» **Short exercise**: Copy every line of the data in which the word "React" occurs.
[start of Data excerpt]
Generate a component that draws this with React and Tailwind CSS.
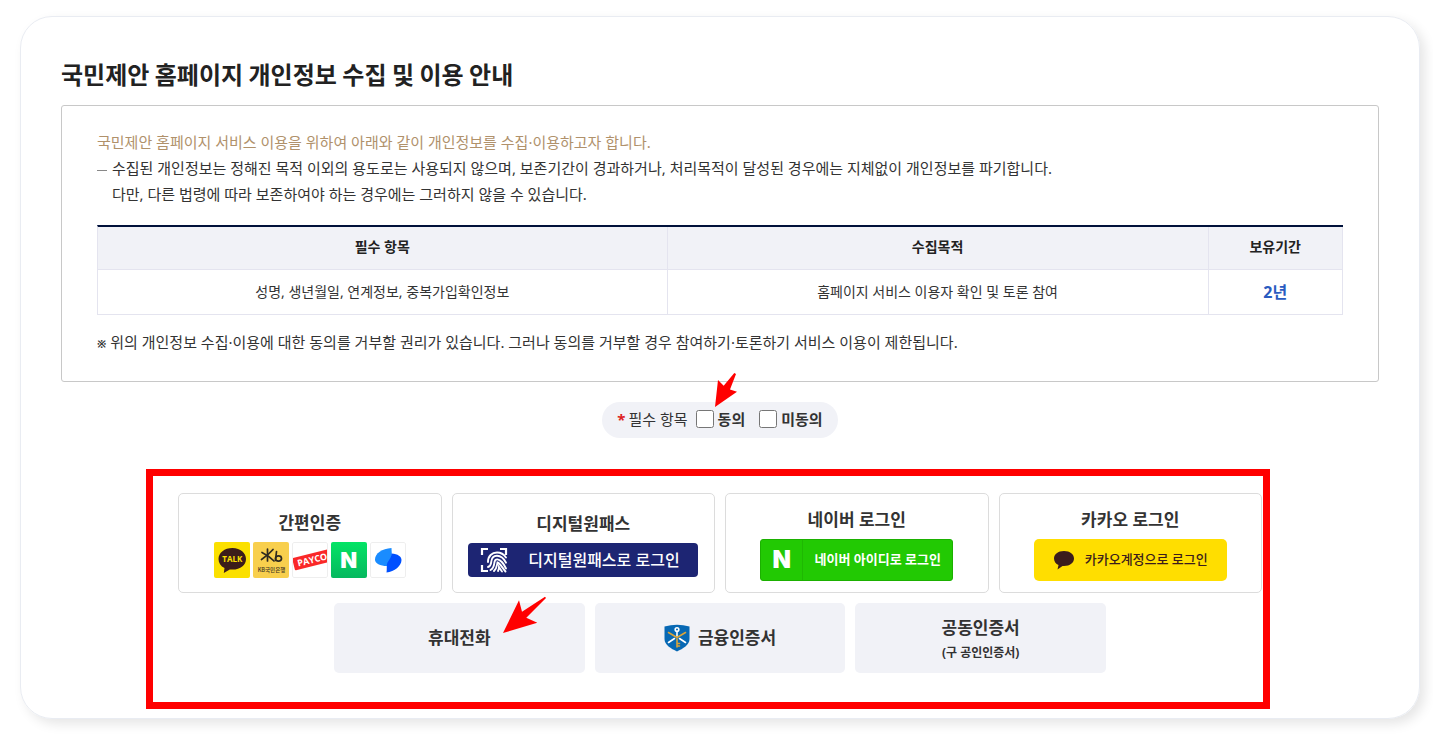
import React, { useState } from "react";

const KakaoTile = () => (
  <svg viewBox="0 0 36 36" className="w-9 h-9 rounded-xs bg-[#fbe000]" aria-hidden="true">
    <path
      d="M18.500 6C10.500 6 4.500 10.800 4.500 17c0 4 2.200 7.200 6 9.100L9.800 31l6-3.600c1 .2 1.700.2 2.700.2 8 0 13.500-4.600 13.500-10.600S26.500 6 18.500 6z"
      fill="#3b1d1a"
    />
    <text
      x="18.300"
      y="20"
      textAnchor="middle"
      fontFamily="Open Sans, sans-serif"
      fontSize="8"
      fontWeight="700"
      fill="#fbe000"
    >
      TALK
    </text>
  </svg>
);

const KbTile = () => (
  <svg viewBox="0 0 36 36" className="w-9 h-9 rounded-xs bg-[#f8cf4d]" aria-hidden="true">
    <g stroke="#2f2a20" strokeWidth="1.700" fill="none" strokeLinecap="round">
      <path d="M14.500 7v12" />
      <path d="M20 7.500C17 11 13 14.500 8.500 17.500" />
      <path d="M9 10.500c4 2 8 4.500 12 8.500" />
      <path d="M23.500 9.500l-1 9" />
      <ellipse cx="25.500" cy="16.500" rx="3" ry="2.600" />
    </g>
    <text
      x="18.500"
      y="30"
      textAnchor="middle"
      fontFamily="Noto Sans CJK KR, sans-serif"
      fontSize="5.500"
      fontWeight="500"
      fill="#3a3222"
    >
      KB국민은행
    </text>
  </svg>
);

const PaycoTile = () => (
  <svg viewBox="0 0 36 36" className="w-9 h-9 rounded-xs bg-white" aria-hidden="true">
    <g transform="rotate(-14 18 18)">
      <rect x="1" y="12" width="44" height="12.500" rx="1" fill="#fa2828" />
      <text
        x="5"
        y="21.500"
        fontFamily="Open Sans, sans-serif"
        fontSize="9"
        fontWeight="700"
        fill="#fff"
      >
        PAYCO
      </text>
    </g>
    <rect x="0.500" y="0.500" width="35" height="35" rx="1.500" fill="none" stroke="#eee" />
  </svg>
);

const NaverTile = () => (
  <span className="flex items-center justify-center w-9 h-9 rounded-xs bg-linear-to-b from-[#03e465] to-[#06b85f] font-[Inter,sans-serif] font-black text-[22px] leading-none text-white">
    N
  </span>
);

const TossTile = () => (
  <svg viewBox="0 0 36 36" className="w-9 h-9 rounded-xs bg-white" aria-hidden="true">
    <path d="M21.500 6C12 6.500 5 11.500 5 17.500c0 4 5 6.500 12 6.500l5-7z" fill="#1a8cff" />
    <path
      d="M21.500 11.500c6.500.5 10 3 10 6.500 0 6-7 11.500-15 12.500.5-3 0-6 .5-8.500 1-3.500 4.500-5.500 4.500-10.500z"
      fill="#0050ff"
    />
    <rect x="0.500" y="0.500" width="35" height="35" rx="1.500" fill="none" stroke="#eee" />
  </svg>
);

const FingerprintIcon = () => (
  <svg viewBox="0 0 28 26" className="w-7 h-[26px] shrink-0" fill="none" stroke="#fff" aria-hidden="true">
    <path d="M2 8V2h6M2 18v6h6M20 2h6v6" strokeWidth="2.200" />
    <g strokeWidth="1.900" strokeLinecap="round">
      <path d="M8 15c0-6 4-9.500 9-9.500 4 0 7 2 9 5" />
      <path d="M8 20c3-1 3-3 3.300-5.500C11.700 10.500 14 8.700 17 8.700c4.500 0 7 3 9 7" />
      <path d="M10.500 23c3.500-2 3.500-5 4-8 .4-2 1.500-2.800 3-2.600 4 .5 6 4.500 8.500 9" />
      <path d="M14 24c3-3 2.800-5.500 3.500-8.500 3 1 4.500 5 8 9" />
      <path d="M18 24c.8-1.500 1-2.500 1-4 1 1.500 1.800 3 3 4.500" />
    </g>
  </svg>
);

const TalkIcon = () => (
  <svg viewBox="0 0 22 20" className="w-[22px] h-5 shrink-0" aria-hidden="true">
    <path
      d="M11 1C5 1 1 4.200 1 8.500c0 2.900 1.800 5.300 4.500 6.600L4.500 19.500l5-3.500H11c6 0 10-3.200 10-7.500S17 1 11 1z"
      fill="#3b1c1c"
    />
  </svg>
);

const ShieldIcon = () => (
  <svg viewBox="0 0 26 28" className="w-[26px] h-7 shrink-0" fill="none" aria-hidden="true">
    <path d="M.5 2.500Q13-1 25.500 2.500V15c0 6-6.500 9.500-12.500 12.500C7 24.500.5 21 .5 15z" fill="#0768b4" />
    <g strokeWidth="1.600" strokeLinecap="round">
      <path d="M4.500 18.500l6-4M21.500 18.500l-6-4" stroke="#fff" />
      <circle cx="13" cy="5.500" r="1.800" stroke="#fff" />
      <path d="M13 7.500v5" stroke="#fff" />
      <path d="M4.500 8.500L13 13.500l8.500-5M13 13.500V23M13 19.500h2.500M13 22h2.500" stroke="#d9a43a" />
    </g>
  </svg>
);

const LoginCard = ({ title, children }) => (
  <div className="flex flex-col items-center justify-center gap-1 h-[100px] border border-[#dcdcdc] rounded-[5px]">
    <h3 className="text-[17px] leading-[30px] font-bold">{title}</h3>
    {children}
  </div>
);

const columns = ["필수 항목", "수집목적", "보유기간"];

const App = () => {
  const [agree, setAgree] = useState(null);

  return (
    <main className="bg-white pt-4 pb-4 pl-5 pr-[13px] font-['Noto_Sans','Noto_Sans_CJK_KR',sans-serif] text-[#333]">
      <section className="border border-[#e9ecf2] rounded-[32px] px-10 pt-[39px] pb-[9px] shadow-[5px_5px_12px_rgba(0,0,0,0.1)]">
        <h1 className="mb-[13px] font-['Noto_Sans_CJK_KR',sans-serif] text-2xl leading-9 font-bold text-[#222]">
          국민제안 홈페이지 개인정보 수집 및 이용 안내
        </h1>

        <div className="border border-[#c8c8c8] rounded-[3px] px-[35px] pt-[23px] pb-[26px] text-[15px] leading-[26px]">
          <p className="text-[#b0916b]">
            국민제안 홈페이지 서비스 이용을 위하여 아래와 같이 개인정보를 수집·이용하고자 합니다.
          </p>
          <div className="flex gap-[5px]">
            <span className="w-2.5 h-px mt-[15px] shrink-0 bg-[#888]" />
            <p>
              수집된 개인정보는 정해진 목적 이외의 용도로는 사용되지 않으며, 보존기간이 경과하거나,
              처리목적이 달성된 경우에는 지체없이 개인정보를 파기합니다.
              <br />
              다만, 다른 법령에 따라 보존하여야 하는 경우에는 그러하지 않을 수 있습니다.
            </p>
          </div>

          <table className="w-full mt-[18px] table-fixed border-separate border-spacing-0 border-t-2 border-t-[#00113a] border-l border-l-[#e4e4ef] text-center text-sm">
            <colgroup>
              <col className="w-[45.75%]" />
              <col className="w-[43.45%]" />
              <col className="w-[10.8%]" />
            </colgroup>
            <thead>
              <tr className="h-[43px] bg-[#f1f2f7] text-[#222]">
                {columns.map((column) => (
                  <th
                    key={column}
                    scope="col"
                    className="pb-0.5 border-r border-b border-[#e4e4ef] font-bold"
                  >
                    {column}
                  </th>
                ))}
              </tr>
            </thead>
            <tbody>
              <tr className="h-[45px]">
                <td className="border-r border-b border-[#e4e4ef]">
                  성명, 생년월일, 연계정보, 중복가입확인정보
                </td>
                <td className="border-r border-b border-[#e4e4ef]">
                  홈페이지 서비스 이용자 확인 및 토론 참여
                </td>
                <td className="border-r border-b border-[#e4e4ef] text-base font-bold text-[#2a5bc0]">
                  2년
                </td>
              </tr>
            </tbody>
          </table>

          <p className="mt-3.5">
            <span className="text-[11px] leading-none font-bold">※</span> 위의 개인정보 수집·이용에
            대한 동의를 거부할 권리가 있습니다. 그러나 동의를 거부할 경우 참여하기·토론하기 서비스
            이용이 제한됩니다.
          </p>
        </div>

        <div className="flex items-center w-fit h-9 mt-5 mx-auto px-[15px] pb-0.5 rounded-full bg-[#f1f2f7] text-[15px]">
          <span className="mr-[3px] font-bold text-[#d22]">*</span>
          <span className="mr-2">필수 항목</span>
          <div className="relative flex items-center mr-3.5">
            <input
              id="agree"
              type="checkbox"
              className="w-[18px] h-[18px] mr-1"
              checked={agree === true}
              onChange={() => setAgree(true)}
            />
            <label htmlFor="agree" className="font-bold">
              동의
            </label>
            <svg
              viewBox="0 0 24 36"
              className="absolute left-[18px] bottom-[22px] w-6 h-9 pointer-events-none"
              aria-hidden="true"
            >
              <path d="M1 35L4 8l5.700 5.700L20.300 1l1.700 1-6 15.500 7 2.200z" fill="#f00" />
            </svg>
          </div>
          <input
            id="disagree"
            type="checkbox"
            className="w-[18px] h-[18px] mr-1"
            checked={agree === false}
            onChange={() => setAgree(false)}
          />
          <label htmlFor="disagree" className="font-bold">
            미동의
          </label>
        </div>

        <div className="mt-[31px] ml-[85px] mr-[109px] pt-[17px] pb-[29px] pl-[25px] pr-px border-[7px] border-[#f00]">
          <div className="grid grid-cols-4 gap-2.5">
            <LoginCard title="간편인증">
              <button type="button" aria-label="간편인증" className="flex gap-[3px]">
                <KakaoTile />
                <KbTile />
                <PaycoTile />
                <NaverTile />
                <TossTile />
              </button>
            </LoginCard>
            <LoginCard title="디지털원패스">
              <button
                type="button"
                className="flex items-center w-[230px] h-[34px] pl-3 rounded-sm bg-[#1d2573] text-base font-medium text-white"
              >
                <FingerprintIcon />
                <span className="ml-5">디지털원패스로 로그인</span>
              </button>
            </LoginCard>
            <LoginCard title="네이버 로그인">
              <button
                type="button"
                className="flex items-center w-[193px] h-[42px] border border-[#1bb000] rounded-[3px] bg-[#22c903] text-[13px] font-bold text-white"
              >
                <span className="flex items-center justify-center w-[42px] h-full border-r border-[#1fb803] font-[Inter,sans-serif] font-black text-2xl">
                  N
                </span>
                <span className="flex-1">네이버 아이디로 로그인</span>
              </button>
            </LoginCard>
            <LoginCard title="카카오 로그인">
              <button
                type="button"
                className="flex items-center justify-center gap-2.5 w-[193px] h-[42px] rounded-[5px] bg-[#ffde00] text-[13px] font-medium text-[#3b1c1c]"
              >
                <TalkIcon />
                카카오계정으로 로그인
              </button>
            </LoginCard>
          </div>

          <div className="grid grid-cols-3 gap-2.5 max-w-[772px] mt-2.5 mx-auto text-[17px] font-bold">
            <div className="relative">
              <button type="button" className="w-full h-[70px] rounded-[5px] bg-[#f1f2f7]">
                휴대전화
              </button>
              <svg
                viewBox="0 0 44 38"
                className="absolute right-[38px] -top-[7px] w-11 h-[38px] pointer-events-none"
                aria-hidden="true"
              >
                <path d="M0 37L16 4.300l3 11.400L42 .7l1 1.300-19.700 19.700 11 5z" fill="#f00" />
              </svg>
            </div>
            <button
              type="button"
              className="flex items-center justify-center gap-2 h-[70px] rounded-[5px] bg-[#f1f2f7]"
            >
              <ShieldIcon />
              금융인증서
            </button>
            <button type="button" className="h-[70px] rounded-[5px] bg-[#f1f2f7]">
              <span className="block leading-[30px]">공동인증서</span>
              <span className="block text-xs leading-5">(구 공인인증서)</span>
            </button>
          </div>
        </div>
      </section>
    </main>
  );
};

export default App;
[end of Data excerpt]
» **Result**:
Generate a component that draws this with React and Tailwind CSS.
import React, { useState } from "react";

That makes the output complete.